EXERCISE REQUIREMENTS
Filter the records below for the word "React". Copy each line that holds it.

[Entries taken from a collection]
---+---

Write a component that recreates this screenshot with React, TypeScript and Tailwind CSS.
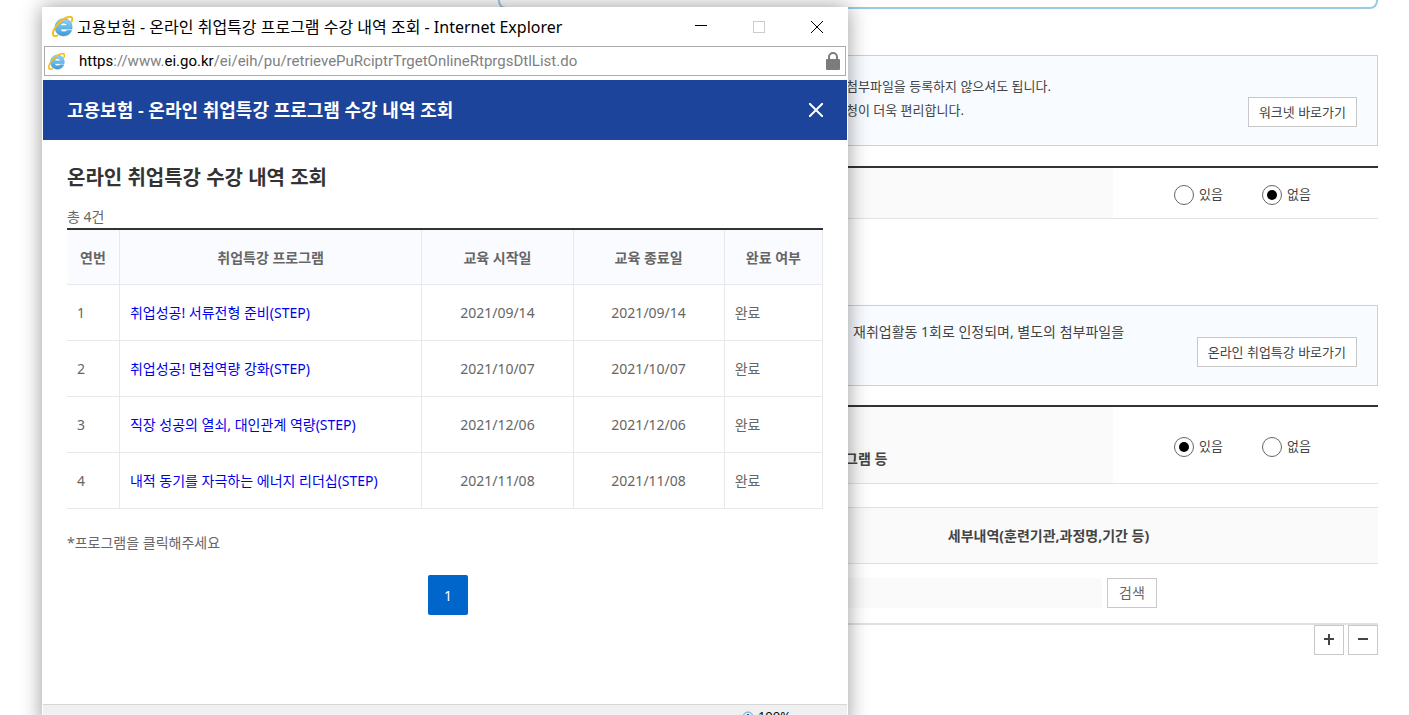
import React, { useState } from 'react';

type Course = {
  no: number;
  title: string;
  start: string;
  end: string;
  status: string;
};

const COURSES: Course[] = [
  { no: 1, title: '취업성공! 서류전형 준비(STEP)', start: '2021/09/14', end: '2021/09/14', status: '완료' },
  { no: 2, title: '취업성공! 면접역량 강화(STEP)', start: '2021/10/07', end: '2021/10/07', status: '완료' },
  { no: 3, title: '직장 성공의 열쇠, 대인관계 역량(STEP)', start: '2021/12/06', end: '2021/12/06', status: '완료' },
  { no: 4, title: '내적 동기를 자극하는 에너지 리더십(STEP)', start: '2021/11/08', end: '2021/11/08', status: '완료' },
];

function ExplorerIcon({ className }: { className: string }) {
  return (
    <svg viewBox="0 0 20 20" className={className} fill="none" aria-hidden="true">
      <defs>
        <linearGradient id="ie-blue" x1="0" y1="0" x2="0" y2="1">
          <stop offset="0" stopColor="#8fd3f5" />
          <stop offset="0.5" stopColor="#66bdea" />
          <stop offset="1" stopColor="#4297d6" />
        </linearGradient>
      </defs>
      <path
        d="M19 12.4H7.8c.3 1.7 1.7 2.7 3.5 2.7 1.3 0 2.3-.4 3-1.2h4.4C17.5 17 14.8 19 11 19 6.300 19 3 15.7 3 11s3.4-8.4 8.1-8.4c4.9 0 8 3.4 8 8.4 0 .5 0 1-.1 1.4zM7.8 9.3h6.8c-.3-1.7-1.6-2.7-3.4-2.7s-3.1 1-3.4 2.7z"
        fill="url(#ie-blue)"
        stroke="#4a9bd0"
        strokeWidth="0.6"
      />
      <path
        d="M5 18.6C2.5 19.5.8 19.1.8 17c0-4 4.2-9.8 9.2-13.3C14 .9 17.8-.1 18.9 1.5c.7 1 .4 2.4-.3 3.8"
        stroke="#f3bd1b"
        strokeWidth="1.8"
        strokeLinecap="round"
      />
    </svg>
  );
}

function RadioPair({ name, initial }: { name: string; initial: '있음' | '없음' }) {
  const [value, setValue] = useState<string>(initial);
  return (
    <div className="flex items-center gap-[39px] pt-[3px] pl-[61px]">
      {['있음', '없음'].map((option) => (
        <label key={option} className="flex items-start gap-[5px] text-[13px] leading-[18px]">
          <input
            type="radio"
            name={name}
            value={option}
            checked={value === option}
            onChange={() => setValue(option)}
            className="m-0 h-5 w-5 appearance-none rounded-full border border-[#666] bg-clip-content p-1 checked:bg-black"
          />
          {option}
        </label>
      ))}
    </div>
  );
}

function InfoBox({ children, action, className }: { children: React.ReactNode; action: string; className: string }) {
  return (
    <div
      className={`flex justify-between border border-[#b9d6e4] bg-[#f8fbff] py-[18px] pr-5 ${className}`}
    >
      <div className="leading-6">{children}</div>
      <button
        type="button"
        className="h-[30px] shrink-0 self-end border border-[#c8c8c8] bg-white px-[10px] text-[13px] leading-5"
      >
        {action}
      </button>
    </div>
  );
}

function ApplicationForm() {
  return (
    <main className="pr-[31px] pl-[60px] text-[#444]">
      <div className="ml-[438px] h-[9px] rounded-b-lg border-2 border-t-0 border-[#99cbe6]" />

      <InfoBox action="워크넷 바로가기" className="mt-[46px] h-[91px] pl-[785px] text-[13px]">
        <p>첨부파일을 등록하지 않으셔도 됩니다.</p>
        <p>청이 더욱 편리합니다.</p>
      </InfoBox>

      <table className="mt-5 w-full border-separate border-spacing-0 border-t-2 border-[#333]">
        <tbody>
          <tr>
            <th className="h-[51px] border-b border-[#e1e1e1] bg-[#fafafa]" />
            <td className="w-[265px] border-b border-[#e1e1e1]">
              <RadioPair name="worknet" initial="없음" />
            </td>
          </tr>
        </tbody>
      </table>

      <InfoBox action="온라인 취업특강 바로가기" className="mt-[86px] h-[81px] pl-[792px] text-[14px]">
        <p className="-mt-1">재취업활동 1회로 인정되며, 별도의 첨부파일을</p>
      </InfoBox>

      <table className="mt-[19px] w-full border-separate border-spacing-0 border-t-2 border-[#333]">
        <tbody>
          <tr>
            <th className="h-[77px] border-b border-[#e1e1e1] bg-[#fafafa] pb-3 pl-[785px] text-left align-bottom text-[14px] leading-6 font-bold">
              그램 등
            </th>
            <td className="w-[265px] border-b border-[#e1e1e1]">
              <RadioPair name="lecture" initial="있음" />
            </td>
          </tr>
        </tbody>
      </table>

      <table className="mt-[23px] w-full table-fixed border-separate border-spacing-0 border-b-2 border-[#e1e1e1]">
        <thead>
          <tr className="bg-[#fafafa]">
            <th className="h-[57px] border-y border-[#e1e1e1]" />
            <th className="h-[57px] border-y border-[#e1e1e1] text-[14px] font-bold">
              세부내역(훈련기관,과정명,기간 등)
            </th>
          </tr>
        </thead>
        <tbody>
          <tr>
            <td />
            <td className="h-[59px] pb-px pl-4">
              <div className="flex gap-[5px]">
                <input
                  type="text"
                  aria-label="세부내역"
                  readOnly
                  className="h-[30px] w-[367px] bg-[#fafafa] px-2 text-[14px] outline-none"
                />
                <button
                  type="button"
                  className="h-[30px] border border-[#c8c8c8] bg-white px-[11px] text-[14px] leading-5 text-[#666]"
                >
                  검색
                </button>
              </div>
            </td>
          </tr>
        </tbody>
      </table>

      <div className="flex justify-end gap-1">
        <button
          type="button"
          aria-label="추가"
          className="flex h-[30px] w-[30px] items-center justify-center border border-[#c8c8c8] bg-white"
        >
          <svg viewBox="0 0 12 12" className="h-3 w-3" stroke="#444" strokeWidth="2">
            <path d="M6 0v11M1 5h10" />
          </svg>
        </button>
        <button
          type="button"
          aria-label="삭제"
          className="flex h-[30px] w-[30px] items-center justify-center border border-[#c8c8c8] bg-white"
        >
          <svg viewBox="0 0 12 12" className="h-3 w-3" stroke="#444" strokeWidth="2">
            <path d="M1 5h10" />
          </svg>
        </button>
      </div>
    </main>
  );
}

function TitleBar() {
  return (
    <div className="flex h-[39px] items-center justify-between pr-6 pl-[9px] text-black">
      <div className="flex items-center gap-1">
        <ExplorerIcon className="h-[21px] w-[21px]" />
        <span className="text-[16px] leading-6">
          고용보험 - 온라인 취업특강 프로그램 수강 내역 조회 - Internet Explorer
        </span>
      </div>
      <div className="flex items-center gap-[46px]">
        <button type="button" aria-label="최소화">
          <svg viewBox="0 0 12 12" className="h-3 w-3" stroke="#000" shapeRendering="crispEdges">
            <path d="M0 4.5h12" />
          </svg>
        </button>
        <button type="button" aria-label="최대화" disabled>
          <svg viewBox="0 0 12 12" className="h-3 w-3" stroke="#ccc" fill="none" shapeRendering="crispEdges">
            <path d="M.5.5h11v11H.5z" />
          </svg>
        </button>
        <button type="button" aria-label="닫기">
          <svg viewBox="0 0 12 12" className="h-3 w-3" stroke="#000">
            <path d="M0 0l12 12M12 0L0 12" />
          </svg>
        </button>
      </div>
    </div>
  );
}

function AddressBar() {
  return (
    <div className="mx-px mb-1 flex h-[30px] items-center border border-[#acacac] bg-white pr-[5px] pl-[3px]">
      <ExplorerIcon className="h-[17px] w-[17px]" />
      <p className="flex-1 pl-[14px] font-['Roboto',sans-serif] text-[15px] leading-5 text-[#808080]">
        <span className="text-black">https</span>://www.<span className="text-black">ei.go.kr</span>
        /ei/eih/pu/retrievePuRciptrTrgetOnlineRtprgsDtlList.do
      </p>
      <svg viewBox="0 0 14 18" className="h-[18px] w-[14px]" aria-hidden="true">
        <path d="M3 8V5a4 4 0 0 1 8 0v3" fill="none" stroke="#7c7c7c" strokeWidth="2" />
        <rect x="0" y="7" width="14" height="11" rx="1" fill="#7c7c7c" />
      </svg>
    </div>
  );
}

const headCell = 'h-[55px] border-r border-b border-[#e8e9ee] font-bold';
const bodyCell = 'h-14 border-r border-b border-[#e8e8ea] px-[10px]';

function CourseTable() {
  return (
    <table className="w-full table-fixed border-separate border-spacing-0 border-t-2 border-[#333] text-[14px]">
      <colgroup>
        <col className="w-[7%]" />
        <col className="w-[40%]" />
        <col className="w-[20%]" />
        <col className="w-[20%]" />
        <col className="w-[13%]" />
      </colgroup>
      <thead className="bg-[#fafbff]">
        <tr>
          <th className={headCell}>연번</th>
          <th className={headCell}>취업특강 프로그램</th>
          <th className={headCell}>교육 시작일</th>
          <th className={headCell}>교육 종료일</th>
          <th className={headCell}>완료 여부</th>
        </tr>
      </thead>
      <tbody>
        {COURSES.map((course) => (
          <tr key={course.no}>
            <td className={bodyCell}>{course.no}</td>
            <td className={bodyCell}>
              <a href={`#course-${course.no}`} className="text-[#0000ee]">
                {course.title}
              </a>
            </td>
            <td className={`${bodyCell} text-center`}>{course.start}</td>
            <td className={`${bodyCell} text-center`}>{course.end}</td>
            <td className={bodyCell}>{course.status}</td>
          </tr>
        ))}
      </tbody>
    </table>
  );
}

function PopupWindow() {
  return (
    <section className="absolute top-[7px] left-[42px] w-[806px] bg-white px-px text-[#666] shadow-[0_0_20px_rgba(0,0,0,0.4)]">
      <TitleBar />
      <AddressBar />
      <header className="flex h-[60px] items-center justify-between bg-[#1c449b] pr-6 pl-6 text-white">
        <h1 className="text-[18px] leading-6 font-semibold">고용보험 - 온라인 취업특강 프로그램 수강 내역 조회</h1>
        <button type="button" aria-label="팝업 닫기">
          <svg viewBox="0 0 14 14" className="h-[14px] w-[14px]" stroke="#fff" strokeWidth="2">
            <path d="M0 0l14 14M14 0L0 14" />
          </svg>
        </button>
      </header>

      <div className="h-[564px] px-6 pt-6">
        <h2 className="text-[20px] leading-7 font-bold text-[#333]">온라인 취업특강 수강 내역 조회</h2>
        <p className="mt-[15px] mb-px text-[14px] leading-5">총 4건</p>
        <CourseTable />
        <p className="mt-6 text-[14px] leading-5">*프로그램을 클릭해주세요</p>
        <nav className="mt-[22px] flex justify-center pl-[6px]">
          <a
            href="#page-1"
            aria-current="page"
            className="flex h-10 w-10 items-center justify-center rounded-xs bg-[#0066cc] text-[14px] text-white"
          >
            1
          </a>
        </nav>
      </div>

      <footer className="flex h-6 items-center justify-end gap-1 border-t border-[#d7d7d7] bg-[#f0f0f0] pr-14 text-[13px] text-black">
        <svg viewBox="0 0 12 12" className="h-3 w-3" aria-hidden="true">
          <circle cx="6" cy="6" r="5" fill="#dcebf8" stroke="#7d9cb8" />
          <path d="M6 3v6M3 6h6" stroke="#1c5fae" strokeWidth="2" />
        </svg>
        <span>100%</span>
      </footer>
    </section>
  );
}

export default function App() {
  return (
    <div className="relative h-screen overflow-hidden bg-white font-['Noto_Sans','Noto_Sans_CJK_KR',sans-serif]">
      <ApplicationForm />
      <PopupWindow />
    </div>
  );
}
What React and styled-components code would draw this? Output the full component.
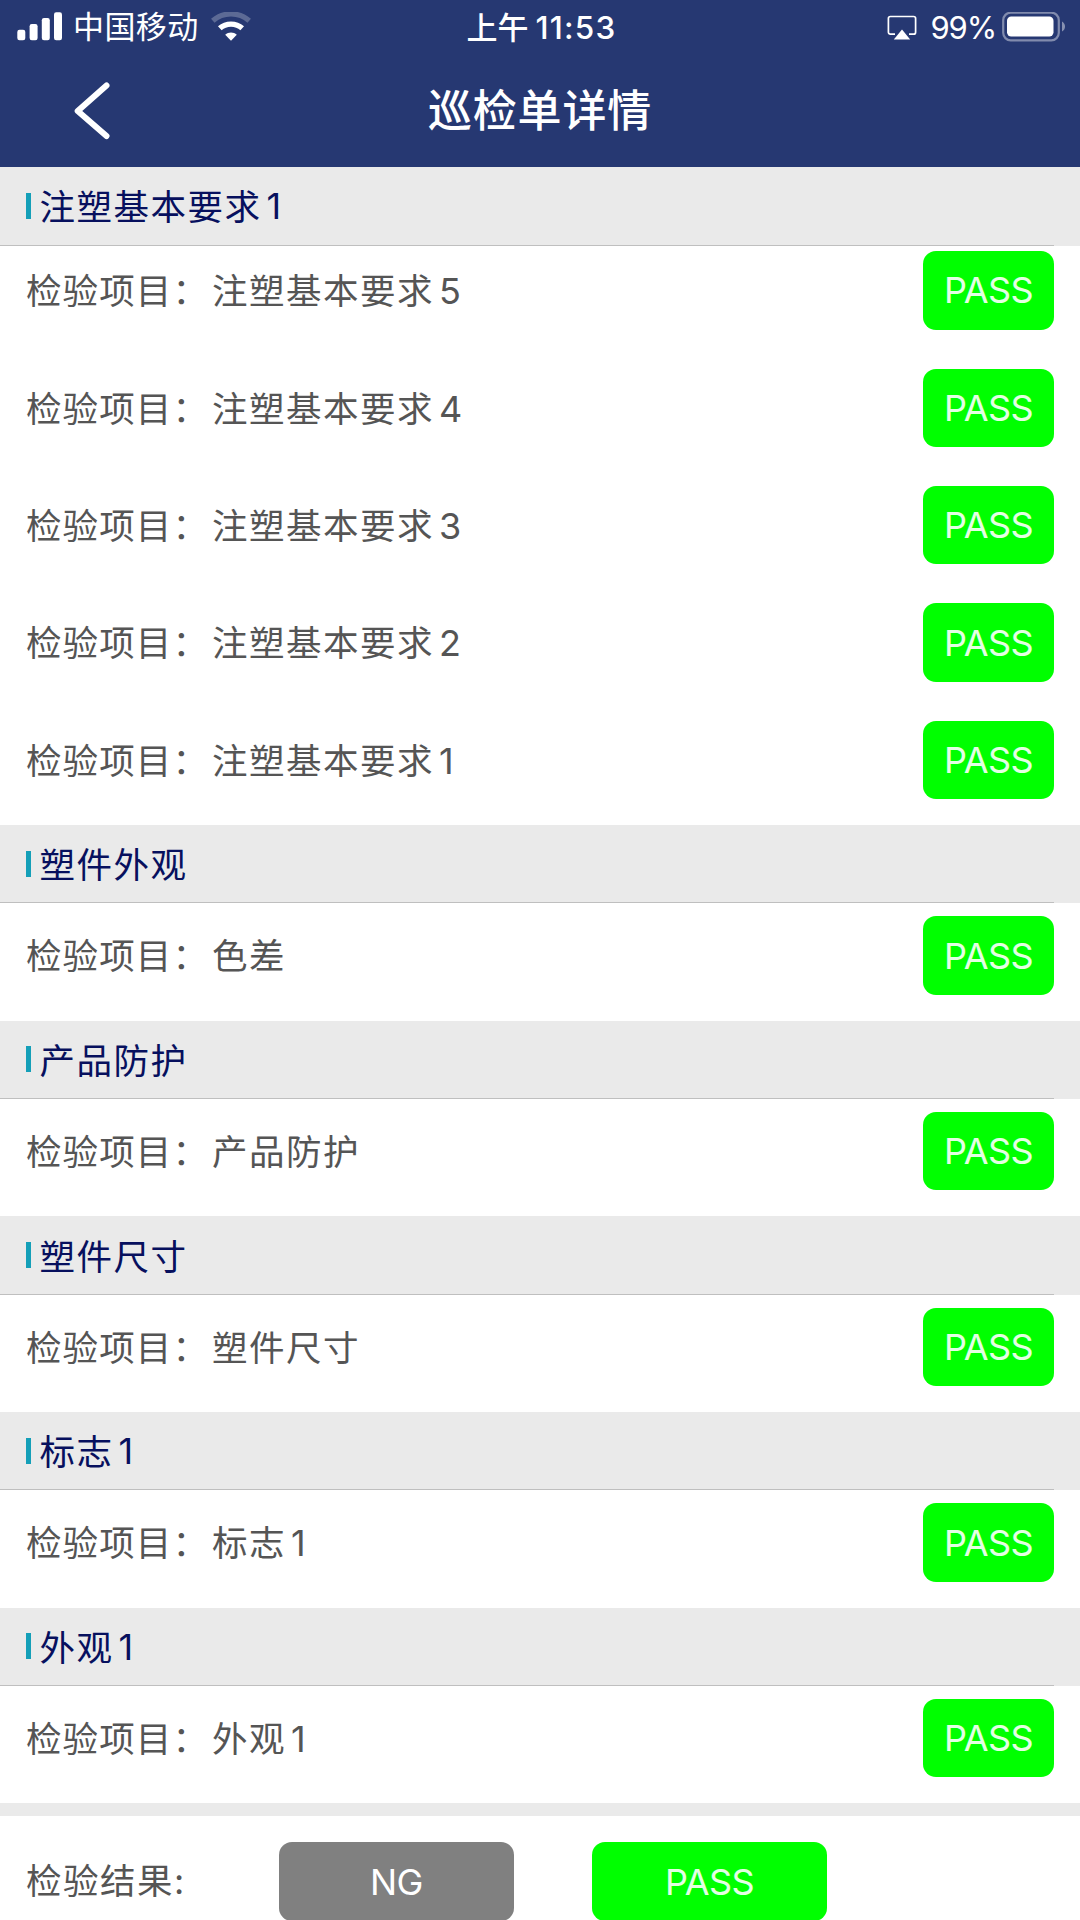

---+---

TASK ANSWER
Write a component that recreates this screenshot with React, TypeScript and Tailwind CSS.
import React, { useState } from 'react';
function InfoBox({ children, action, className }: { children: React.ReactNode; action: string; className: string }) {
What React and styled-components code would draw this? Output the full component.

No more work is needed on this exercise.